Bem, aí é nosso dever, já que estamos envolvidos e defendemos outras propostas para o sertão. Temos perdido essa guerra para o rolo compressor do governo e seu marketing, mas também temos ampliado a difusão de nossas propostas. O governo tem pago e vai pagar um alto custo, inclusive eleitoral, por sua opção.

 

Há uma nova concepção do semi-árido, antagônica ao velho discurso das oligarquias, que traduz o confronto mortal entre dois modelos. A nova concepção do semi-árido – que chamamos de convivência com o semi-árido - começa de seu rico potencial. Essa região tem uma excelente pluviosidade – em se tratando de semi-árido -, com uma média anual de 750 mm que caem sobre um território de quase um milhão de Km2. Significa a precipitação de praticamente 750 bilhões de metros cúbicos por ano. Temos infra-estrutura para armazenar apenas 36 bilhões de metros cúbicos, ou seja, apenas 5%. Portanto, fundamento número um, teremos que ampliar a malha de captação dessa água em reservatórios que não permitam sua evaporação.

 

O bioma caatinga, o principal do semi-árido, é rico em biodiversidade e as plantas e animais já “aprenderam a conviver com essa realidade”. Quem nunca aprendeu foi o ser humano.
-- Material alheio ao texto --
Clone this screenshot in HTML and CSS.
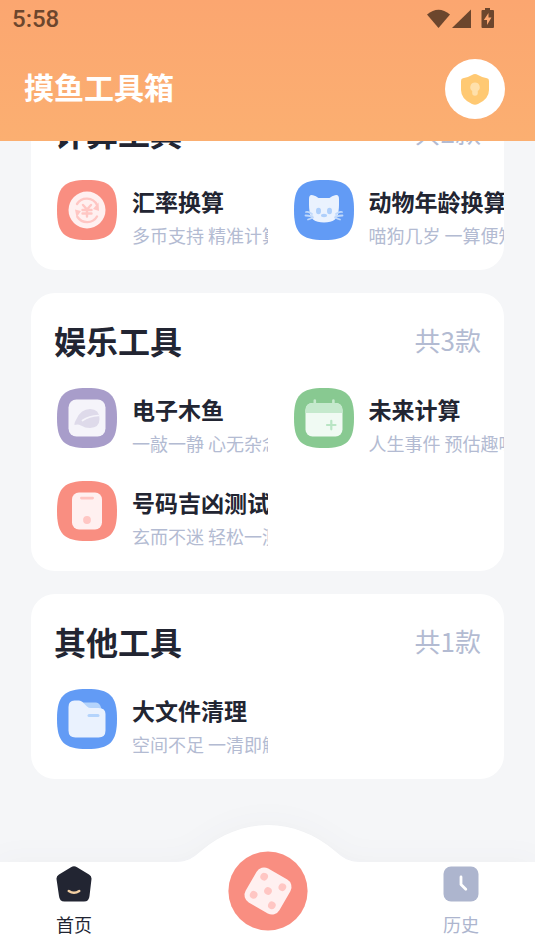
FILE: index.html
```html
<!DOCTYPE html>
<html lang="zh-CN">
<head>
<meta charset="utf-8">
<meta name="viewport" content="width=device-width, initial-scale=1">
<title>摸鱼工具箱</title>
<link rel="stylesheet" href="styles.css">
</head>
<body>
<svg width="0" height="0" class="defs" aria-hidden="true">
  <symbol id="tile" viewBox="0 0 60 60"><path d="M0 30C0 7 7 0 30 0S60 7 60 30 53 60 30 60 0 53 0 30Z"/></symbol>
</svg>
<header class="header">
  <div class="status">
    <span class="clock">5:58</span>
    <svg class="status-icons" viewBox="0 0 68 22" aria-hidden="true">
      <path d="M0 6.500Q11.500-3 23 6.500L11.500 20Z"/>
      <path d="M44 1.500V20H25Z"/>
      <path d="M58 0h5v2h3q1 0 1 1v16q0 1-1 1H55.500q-1 0-1-1V3q0-1 1-1H58Z"/>
      <path class="bolt" d="M61.500 5v4.500h3L60 17v-5h-3.200Z"/>
    </svg>
  </div>
  <div class="brand-row">
    <h1 class="brand">摸鱼工具箱</h1>
    <button class="shield" type="button" aria-label="隐私保护">
      <svg viewBox="0 0 60 60" aria-hidden="true">
        <path fill="#ffc973" d="M27 16Q30 14 33 16 37 18.500 42 19.200 44 19.500 44 22V31Q44 40 33 45 30 46.500 27 45 16 40 16 31V22Q16 19.500 18 19.200 23 18.500 27 16Z"/>
        <path fill="#ffe0ab" d="M30 23.500a4.700 4.700 0 0 1 2.800 8.500v2a2.800 2.800 0 0 1-5.600 0v-2A4.700 4.700 0 0 1 30 23.500Z"/>
      </svg>
    </button>
  </div>
</header>

<main class="scroller">
  <div class="cards">
    <section class="card">
      <div class="card-head"><h2>计算工具</h2><span class="count">共2款</span></div>
      <div class="tools">
        <a class="tool" href="#rate">
          <svg class="icon" viewBox="0 0 60 60" aria-hidden="true">
            <use href="#tile" fill="#f98e81"/>
            <circle cx="30" cy="30" r="18.500" fill="#fff0f0"/>
            <g fill="none" stroke="#ffc6c3" stroke-width="2.400" stroke-linecap="round">
              <path d="M20 24A11.500 11.500 0 0 1 40 25"/>
              <path d="M20.500 37A11.500 11.500 0 0 0 40 36.500"/>
              <path d="M26 25l4 4.500 4-4.500M25.500 30h9M25.500 33.500h9M30 30v6.500"/>
            </g>
            <path fill="#ffc6c3" d="M41.500 22.500 42 31 36 29Z M18 29.500 24 31 19.500 37.500Z"/>
          </svg>
          <span class="text"><strong>汇率换算</strong><span class="sub">多币支持 精准计算</span></span>
        </a>
        <a class="tool" href="#pet">
          <svg class="icon" viewBox="0 0 60 60" aria-hidden="true">
            <use href="#tile" fill="#629bf5"/>
            <path fill="#eaf2fe" d="M15 19Q15 14 19 15.200 22 16 24.500 18H35.500Q38 16 41 15.200 45 14 45 19V25Q45 28 44.500 31 44 42.500 30 42.500T15.500 31Q15 28 15 25Z"/>
            <g fill="none" stroke="#c0d9fb" stroke-width="1.800" stroke-linecap="round">
              <path d="M18 34Q14.500 31.200 12 32M18.500 36.500Q14 35.500 11.500 35.500M19 37.500Q16 38.800 14 39.500M42 34Q45.500 31.200 48 32M41.500 36.500Q46 35.500 48.500 35.500M41 37.500Q44 38.800 46 39.500"/>
            </g>
            <g fill="#aecffb"><ellipse cx="24.500" cy="31" rx="2.500" ry="3.200"/><ellipse cx="35.500" cy="31" rx="2.500" ry="3.200"/><ellipse cx="30" cy="35.500" rx="3" ry="1.700"/></g>
          </svg>
          <span class="text"><strong>动物年龄换算</strong><span class="sub">喵狗几岁 一算便知</span></span>
        </a>
      </div>
    </section>

    <section class="card">
      <div class="card-head"><h2>娱乐工具</h2><span class="count">共3款</span></div>
      <div class="tools">
        <a class="tool" href="#woodfish">
          <svg class="icon" viewBox="0 0 60 60" aria-hidden="true">
            <use href="#tile" fill="#a89dca"/>
            <rect x="11.500" y="11.500" width="37" height="37" rx="8" fill="#f5f4fa"/>
            <path fill="#dedaea" d="M17.500 37Q17 35 19.500 31 24 21 33 21 42.500 21 42.500 31 42.500 39.500 33 40 28 40 24 37.500 21 36 17.500 37Z"/>
            <path fill="none" stroke="#f5f4fa" stroke-width="1.700" stroke-linecap="round" d="M25.500 32.500Q32 28 41.500 27.500"/>
          </svg>
          <span class="text"><strong>电子木鱼</strong><span class="sub">一敲一静 心无杂念</span></span>
        </a>
        <a class="tool" href="#future">
          <svg class="icon" viewBox="0 0 60 60" aria-hidden="true">
            <use href="#tile" fill="#88c991"/>
            <rect x="11.500" y="15" width="37" height="33.500" rx="7" fill="#f0faf3"/>
            <path fill="#c5e9cd" d="M11.500 25v-3q0-7 7-7h1v-2.500a1.300 1.300 0 0 1 2.600 0V15h16v-2.500a1.300 1.300 0 0 1 2.600 0V15h1q6.800 0 6.800 7v3Z"/>
            <path fill="none" stroke="#b9e5c4" stroke-width="2.200" stroke-linecap="round" d="M33 37h8.500M37.300 32.800v8.500"/>
          </svg>
          <span class="text"><strong>未来计算</strong><span class="sub">人生事件 预估趣味</span></span>
        </a>
        <a class="tool" href="#number">
          <svg class="icon" viewBox="0 0 60 60" aria-hidden="true">
            <use href="#tile" fill="#f98e81"/>
            <rect x="15" y="11.500" width="30" height="37" rx="7" fill="#fff0f0"/>
            <rect x="23" y="15.700" width="14" height="2.800" rx="1.400" fill="#ffc6c3"/>
            <circle cx="30" cy="39" r="3.900" fill="#ffc6c3"/>
          </svg>
          <span class="text"><strong>号码吉凶测试</strong><span class="sub">玄而不迷 轻松一测</span></span>
        </a>
      </div>
    </section>

    <section class="card">
      <div class="card-head"><h2>其他工具</h2><span class="count">共1款</span></div>
      <div class="tools">
        <a class="tool" href="#clean">
          <svg class="icon" viewBox="0 0 60 60" aria-hidden="true">
            <use href="#tile" fill="#629bf5"/>
            <path fill="#b4d4fc" d="M25 13.500H39Q43 13.500 44.500 20H25Z"/>
            <path fill="#eaf2fe" d="M11.500 18Q11.500 11.500 17.500 11.500H22Q24 11.500 25.500 13L30 17.500Q31.500 19 34 19H41.500Q48.500 19 48.500 25V41.500Q48.500 48.500 41.500 48.500H18.500Q11.500 48.500 11.500 41.500Z"/>
            <rect x="30.500" y="25" width="12" height="3" rx="1.500" fill="#b4d4fc"/>
          </svg>
          <span class="text"><strong>大文件清理</strong><span class="sub">空间不足 一清即解</span></span>
        </a>
      </div>
    </section>
  </div>
</main>

<nav class="tabbar">
  <svg class="hump" viewBox="0 0 184 40" aria-hidden="true"><path fill="#fff" d="M0 37C11 37 17 33 25 26 45 9 68 0 92 0S139 9 159 26C167 33 173 37 184 37V40H0Z"/></svg>
  <a class="tab active" href="#home">
    <svg viewBox="0 0 36 36" aria-hidden="true">
      <path fill="#222532" d="M15 1.200Q18-.8 21 1.200L33 8.500Q35.700 10 35.500 13L33.500 30Q33 35.500 28 35.500H8.500Q3.500 35.500 3 30L.5 13Q.3 10 3 8.500Z"/>
      <path fill="none" stroke="#f3cfa2" stroke-width="2.600" stroke-linecap="round" d="M12.800 25Q18 28.500 23.200 25"/>
    </svg>
    <span>首页</span>
  </a>
  <button class="dice" type="button" aria-label="随机工具">
    <svg viewBox="0 0 80 80" aria-hidden="true">
      <circle cx="40" cy="40" r="39.600" fill="#f98e81"/>
      <g transform="rotate(30 40 40)">
        <rect x="20.500" y="20.500" width="39" height="39" rx="8.500" fill="#fff0f0"/>
        <g fill="#ffc6c3"><circle cx="29.500" cy="29.500" r="3.800"/><circle cx="50.500" cy="29.500" r="3.800"/><circle cx="40" cy="40" r="3.800"/><circle cx="29.500" cy="50.500" r="3.800"/><circle cx="50.500" cy="50.500" r="3.800"/></g>
      </g>
    </svg>
  </button>
  <a class="tab" href="#history">
    <svg viewBox="0 0 36 36" aria-hidden="true">
      <rect x=".5" y=".5" width="35" height="35" rx="7.500" fill="#adb5ce"/>
      <path fill="none" stroke="#fff" stroke-width="2.800" stroke-linecap="round" stroke-linejoin="round" d="M18 11v7.500l4.800 4.800"/>
    </svg>
    <span>历史</span>
  </a>
</nav>
</body>
</html>
```
FILE: styles.css
```css
* {
  box-sizing: border-box;
}

body {
  margin: 0;
  height: 100vh;
  display: flex;
  flex-direction: column;
  overflow: hidden;
  background: #f5f6f8;
  color: #222532;
  font-family: "Noto Sans CJK SC", sans-serif;
}

h1,
h2 {
  margin: 0;
}

a {
  color: inherit;
  text-decoration: none;
}

button {
  padding: 0;
  border: 0;
  background: none;
}

svg {
  display: block;
}

.defs {
  position: absolute;
}

/* Header */
.header {
  background: linear-gradient(#fba670, #fbaf71);
}

.status {
  display: flex;
  justify-content: space-between;
  align-items: center;
  height: 38px;
  padding: 0 40px 0 12px;
  color: #6c462d;
}

.clock {
  font: 500 24px/38px Roboto, sans-serif;
}

.status-icons {
  width: 68px;
  height: 22px;
  fill: currentColor;
}

.status-icons .bolt {
  fill: #fba670;
}

.brand-row {
  display: flex;
  justify-content: space-between;
  align-items: center;
  padding: 21px 30px 22px 24px;
}

.brand {
  padding-bottom: 6px;
  color: #fff;
  font-size: 30px;
  font-weight: 700;
  line-height: 40px;
}

.shield {
  width: 60px;
  height: 60px;
  border-radius: 50%;
  background: #fff;
}

/* Reversed column keeps the list scrolled to its end on load */
.scroller {
  flex: 1;
  min-height: 0;
  display: flex;
  flex-direction: column-reverse;
  overflow-y: auto;
  scrollbar-width: none;
}

.cards {
  display: flex;
  flex-direction: column;
  gap: 23px;
  padding: 0 31px 83px;
}

.card {
  padding: 24px 0 30px;
  border-radius: 24px;
  background: #fff;
}

.card-head {
  display: flex;
  justify-content: space-between;
  align-items: center;
  padding: 0 23px;
  margin-bottom: 25px;
  line-height: 46px;
}

.card-head h2 {
  font-size: 32px;
  font-weight: 700;
}

.count {
  color: #b3bbd2;
  font-size: 26px;
}

.tools {
  display: grid;
  grid-template-columns: 1fr 1fr;
  row-gap: 33px;
}

.tool {
  display: flex;
  gap: 15px;
  min-width: 0;
  padding-left: 26px;
}

.icon {
  flex: none;
  width: 60px;
  height: 60px;
}

/* Long labels are cut at the column edge only */
.text {
  display: flex;
  flex-direction: column;
  flex: 1;
  min-width: 0;
  height: 60px;
  padding-top: 3px;
  white-space: nowrap;
  overflow-x: clip;
}

.text strong {
  font-size: 23px;
  font-weight: 700;
  line-height: 36px;
}

.sub {
  color: #b3bbd2;
  font-size: 18px;
  line-height: 32px;
}

.text strong,
.sub {
  flex: none;
}

/* Tab bar */
.tabbar {
  position: relative;
  display: flex;
  justify-content: space-between;
  align-items: center;
  height: 89px;
  padding: 0 56px;
  background: #fff;
  filter: drop-shadow(0 0 14px rgba(40, 50, 70, 0.04));
}

.hump {
  position: absolute;
  top: -37px;
  left: 50%;
  width: 184px;
  height: 40px;
  margin-left: -92px;
}

.tab {
  display: flex;
  flex-direction: column;
  align-items: center;
  gap: 8px;
  margin-bottom: 10px;
  color: #adb5ce;
  font-size: 18px;
  line-height: 28px;
}

.tab svg {
  width: 36px;
  height: 36px;
}

.tab.active {
  color: #222532;
}

.dice {
  position: relative;
  width: 80px;
  height: 80px;
  margin-bottom: 32px;
}
```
Muitas plantas guardam água dos períodos chuvosos em suas raízes, mas a maioria “adormece”, “hiberna”, poupando energia até as próximas chuvas. A revolução cultural exigida aqui é fazer a poupança de água, de feno, silagem, alimentos, no período de chuvas, para viver bem nos períodos normalmente sem chuva. Não se muda esse clima, a saída é adaptar-se bem a ele. Esse é o segundo fundamento.

 

Para isso é preciso uma revolução cultural e educacional, que deve começar nas salas de aulas. É o que cobramos como educação contextualizada. Ela passa pela desconstrução do velho conceito de semi-árido, centrado no discurso da seca, para um novo entendimento, que exige uma nova prática política, social e ambiental. Terceiro fundamento.

 

Já temos um leque poderoso de tecnologias sociais capazes de oferecer uma vida muito mais digna à população. Elas vêm da sabedoria popular, das organizações e movimentos sociais, mas também da própria Embrapa Semi-árido. Bastaria que elas fossem maciçamente aplicadas – cisternas para beber, cisternas para produzir, barragens subterrâneas etc. -, além de uma reforma agrária consistente, para que a vida comece a melhorar consistentemente. É preciso também ter terra para que se possam criar animais de pequeno e médio porte, adaptados ao clima. Existem às dezenas. Quarto fundamento.

 

Para o meio urbano defendemos a implementação do Atlas do Nordeste, com suas adutoras levando água diretamente aos serviços de abastecimento de 1.356 municípios – que agora vai ser refinado também para os municípios abaixo de 5 mil habitantes -, oferecendo segurança hídrica a 34 milhões de nordestinos que vivem no meio urbano. É o quinto fundamento.

 

Muitas dessas propostas já estão se fazendo realidade, como o projeto 1 milhão de cisternas, mas estamos muito longe de ter a implementação de uma malha satisfatória dessas tecnologias. São experiências testadas e comprovadas em sua eficácia, ao menos para minorar o sofrimento das populações mais pobres do país.

 

Saídas, temos. Tecnologias, temos. Conhecimentos, temos. Nossa opção é por obras capilares, que cheguem ao povo, não mais por mega projetos, concentradores de terra e água. Não temos decisão política que queira implementá-los. Nossa luta é transformar essas possibilidades em realidade.

 

 

Roberto Malvezzi (Gogó) é membro da Comissão Pastoral da Terra (CPT). Autor de "Semi-árido: uma visão holística" (Confea/Crea/2007).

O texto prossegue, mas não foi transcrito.